Dans les entreprises publiques, les résistances face aux contre-réformes libérales ont été pour l’essentiel défaites. Face à la restructuration et la diversité des statuts professionnels, à la montée très forte de la précarité avec la multiplication des agents contractuels, à la dégradation extrême des conditions de travail, aux processus de privatisation menés depuis les années 1980, des stratégies syndicales de paix sociale ont accompagné les reformes, le plus souvent sans combat.
Dans le privé, le mouvement syndical est quasi inexistant et fortement réprimé dés les premières tentatives d’organisation. Si l’on assiste à des luttes prolongées (à l’Office chérifien des phosphates, dans les mines, les raffineries de pétrole, certaines exploitations agricoles, le secteur textile…), elles sont généralement défensives, portent sur des revendications élémentaires (comme parfois seulement l’application du code de travail) et sont confrontées au lockout patronal et à l’emprisonnement des syndicalistes. Il y a une crise majeure des outils de lutte syndicale, qui disposent d’une base très réduite et ne jouent plus un rôle majeur dans les affrontements sociaux et de classe.
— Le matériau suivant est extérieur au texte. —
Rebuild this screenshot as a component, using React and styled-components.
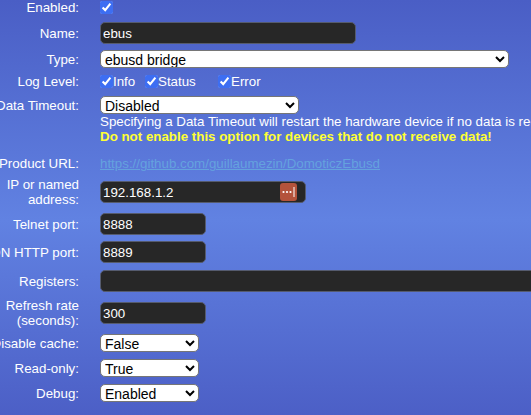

La combativité qui s’exprime dans les résistances populaires, les formes d’organisation adoptées ne débouchent pas nécessairement sur des cadres nouveaux et stables, porteurs d’une dynamique de reconstruction du mouvement ouvrier et populaire. Des couches militantes se forgent à partir des questions sociales et démocratiques mais sans qu’une avant-garde ne se stabilise. Les formes de politisation expriment une volonté de justice sociale, de dignité collective, la fin de la corruption, du despotisme, du respect des droits, mais ont du mal porter une perspective d’ensemble.
Après une longue dégradation des rapports de forces, la situation est traversée de processus contradictoires. Des forces nouvelles font l’apprentissage du combat social et démocratique, de l’action collective directe, mais sans que la fragmentation sociale et géographique des mobilisations soit surmontée, et sans qu’émergent de nouveaux processus d’organisation politique en mesure d’influer positivement sur les dynamique en cours. En même temps, un phénomène de délégitimation du pouvoir absolu s’est enclenché et les éléments d’une rébellion sociale et démocratique sont en train de s’accumuler, se renforcer et se combiner, au-delà des apparences immédiates et du poids du passé.